Egy régi téma (korhatáros tartalom és a WP korhatártalansága) folytatása az alapítványi levlistáról, Brion Vibber (a huwp tiszteletbeli adminisztrátora ;) szerintem jól megmondja.
B.
-----Original Message----- From: foundation-l-bounces@lists.wikimedia.org [mailto:foundation-l-bounces@lists.wikimedia.org] On Behalf Of Brion Vibber Sent: Thursday, May 14, 2009 7:30 PM To: Wikimedia Foundation Mailing List Subject: Re: [Foundation-l] Wikipedia is not the Karma Sutra, was Re: commons and freely licensed sexual imagery
El 5/14/09 7:31 PM, Thomas Dalton escribió:
2009/5/14 Robert Rohderarohde@gmail.com:
On Thu, May 14, 2009 at 7:13 AM, Thomas Daltonthomas.dalton@gmail.com
wrote:
2009/5/14 Fred Bauderfredbaud@fairpoint.net:
I suggest that Wikipedia:What Wikipedia is not include Wikipedia is not a manual of sexual practices. It could be phrased Wikipedia is not the Karma Sutra.
What about pictures of Muhammad? Descriptions of Chinese human rights violations? Articles about evolution? etc. etc. etc.
The reason that Wikipedia is not censored is because we cannot censor one thing and maintain neutrality without censoring everything else that might offend somebody and we would end up without
anything left.
Though technically challenging, I've long believed that the best answer is to develop some system similar to Categories that could be used to flag content that is potentially objectionable on various grounds and then provide the tools to create filtered streams that remove that content.
That would good. We can't choose what should and should not be seen by our readers without violating neutrality but there is nothing stopping them choosing for themselves.
IMHO any restriction that's not present in the default view isn't likely to accomplish much.
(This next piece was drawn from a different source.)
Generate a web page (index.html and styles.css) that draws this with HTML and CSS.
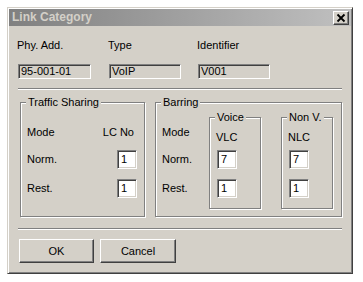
FILE: index.html
```html
<!DOCTYPE html>
<html>
<head>
<meta charset="utf-8">
<link rel="stylesheet" href="styles.css">
</head>
<body>
<div class="dialog">
  <div class="titlebar">
    <span class="title">Link Category</span>
    <span class="close"><svg width="14" height="12" viewBox="0 0 14 12"><path d="M3.5 2.5 L10.5 9.5 M10.5 2.5 L3.5 9.5" stroke="#000" stroke-width="1.8" fill="none"/></svg></span>
  </div>
  <div class="body">
    <div class="fields">
      <div class="field f1"><div class="label">Phy. Add.</div><div class="edit ro w1">95-001-01</div></div>
      <div class="field f2"><div class="label">Type</div><div class="edit ro w2">VoIP</div></div>
      <div class="field f3"><div class="label">Identifier</div><div class="edit ro w2">V001</div></div>
    </div>
    <div class="sep"></div>
    <div class="groups">
      <div class="group traffic">
        <span class="legend">Traffic Sharing</span>
        <div class="inner">
          <div class="hrow"><span>Mode</span><span>LC No</span></div>
          <div class="row r1"><span>Norm.</span><span class="edit sm">1</span></div>
          <div class="row r2"><span>Rest.</span><span class="edit sm">1</span></div>
        </div>
      </div>
      <div class="group barring">
        <span class="legend">Barring</span>
        <div class="blabels">
          <div class="hrow"><span>Mode</span></div>
          <div class="row r1"><span>Norm.</span></div>
          <div class="row r2"><span>Rest.</span></div>
        </div>
        <div class="group sub">
          <span class="legend">Voice</span>
          <div class="subin">
            <div class="hrow"><span>VLC</span></div>
            <span class="edit sm s1">7</span>
            <span class="edit sm s2">1</span>
          </div>
        </div>
        <div class="group sub nonv">
          <span class="legend">Non V.</span>
          <div class="subin">
            <div class="hrow"><span>NLC</span></div>
            <span class="edit sm s1">7</span>
            <span class="edit sm s2">1</span>
          </div>
        </div>
      </div>
    </div>
    <div class="sep sep2"></div>
    <div class="buttons">
      <div class="btn ok">OK</div>
      <div class="btn cancel">Cancel</div>
    </div>
  </div>
</div>
</body>
</html>
```
FILE: styles.css
```css
* { box-sizing: border-box; }
body {
  margin: 0;
  background: #fff;
  font: 11px/13px "Liberation Sans", Arial, sans-serif;
  color: #000;
}
.dialog {
  margin: 7px 0 0 7px;
  width: 346px;
  height: 267px;
  border: 1px solid;
  border-color: #d4d0c8 #404040 #404040 #d4d0c8;
  box-shadow: inset 1px 1px #fff, inset -1px -1px #808080;
  padding: 1px;
  background: #d4d0c8;
}
.titlebar {
  height: 17px;
  display: flex;
  align-items: center;
  justify-content: space-between;
  background: linear-gradient(to right, #808080, #c0c0c0);
  padding: 0 2px 0 3px;
}
.title {
  font-weight: bold;
  font-size: 12px;
  color: #d4d0c8;
}
.close {
  width: 16px;
  height: 14px;
  display: flex;
  align-items: center;
  justify-content: center;
  background: #d4d0c8;
  border: 1px solid;
  border-color: #fff #404040 #404040 #fff;
  box-shadow: inset -1px -1px #808080;
}
.close svg { display: block; }
.body { padding: 13px 8px 0 8px; }
.fields { display: flex; }
.f1 { width: 91px; }
.f2 { width: 89px; }
.f3 { flex: 1; }
.edit {
  display: block;
  border: 1px solid;
  border-color: #808080 #fff #fff #808080;
  box-shadow: inset 1px 1px #404040, inset -1px -1px #d4d0c8;
  padding-left: 2px;
  line-height: 13px;
  background: #fff;
}
.edit.ro {
  background: #d4d0c8;
  margin: 12px 0 0 1px;
  height: 15px;
  padding-left: 2px;
}
.w1 { width: 73px; }
.w2 { width: 72px; }
.edit.sm {
  width: 20px;
  height: 19px;
  line-height: 17px;
  padding-left: 3px;
}
.sep {
  margin: 9px 0 0 1px;
  width: 324px;
  height: 2px;
  border-top: 1px solid #808080;
  border-bottom: 1px solid #fff;
}
.groups {
  display: flex;
  margin: 12px 0 0 3px;
}
.group {
  position: relative;
  border: 1px solid #808080;
  box-shadow: inset 1px 1px #fff, 1px 1px #fff;
  height: 115px;
}
.legend {
  position: absolute;
  top: -7px;
  left: 5px;
  padding: 0 2px;
  background: #d4d0c8;
  line-height: 13px;
  white-space: nowrap;
}
.traffic { width: 125px; }
.barring { width: 187px; margin-left: 10px; display: flex; }
.inner { padding-top: 23px; }
.hrow {
  display: flex;
  justify-content: space-between;
  height: 13px;
}
.inner .hrow { padding: 0 10px 0 6px; }
.row {
  display: flex;
  justify-content: space-between;
  align-items: center;
  height: 19px;
  padding: 0 7px 0 6px;
}
.r1 { margin-top: 11px; }
.r2 { margin-top: 10px; }
.blabels { width: 53px; padding-top: 23px; }
.blabels .hrow { padding-left: 6px; }
.blabels .row { padding-left: 6px; }
.sub { width: 52px; height: 92px; margin-top: 14px; }
.nonv { margin-left: 20px; }
.subin { padding: 13px 0 0 6px; }
.s1 { margin: 6px 0 0 1px; }
.s2 { margin: 10px 0 0 1px; }
.sep2 { margin-top: 11px; }
.buttons {
  display: flex;
  gap: 6px;
  margin: 9px 0 0 2px;
}
.btn {
  height: 24px;
  display: flex;
  align-items: center;
  justify-content: center;
  border: 1px solid;
  border-color: #fff #404040 #404040 #fff;
  box-shadow: inset -1px -1px #808080;
  background: #d4d0c8;
}
.ok { width: 75px; }
.cancel { width: 76px; }
```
The answer an objecting parent wants to "my daughter saw a lady with semen on her neck on your website" is *not* "you should have told her to log in and check 'no sexual imagery' in her profile"!
Slippery-slope arguments aside, it seems unfortunate that as creators of "educational resources" we don't actually have anything that's being created with a children's audience in mind -- Wikipedia is primarily being created *by adults for adults*.
That's fine for us grown-ups but we're missing an important part of the educational "market". Like it or not, part of creating educational material for children is cultural sensitivity: you need to make something that won't freak out their parents.
The challenge here isn't technical, but political/cultural; choosing how to mark things and what to mark for a default view is quite simply _difficult_ as there's such a huge variance in what people may find objectionable.
Sites like Flickr and Google image search keep this to a single toggle; the default view is a "safe" search which excludes items which have been marked as "adult" in nature, while making it easy to opt out of the restricted search and get at everything if you want it.
Generally sexual imagery is the prime target since it's the biggest hot-button "save the children" issue for most people -- many parents wouldn't be happy to have their kid read "list of sexual positions" but would rather they read the text than see the pictures, even if they're drawings.
Ultimately it may be most effective to implement something like this (basically an expansion of the "bad image list" implemented long ago for requiring a click-through on certain images which were being frequently misused in vandalism) in combination with a push to create distinct resources which really *are* targeted at kids -- an area in which multiple versions targeted to different cultural groups are more likely to be accepted than the "one true neutral article" model of Wikipedia.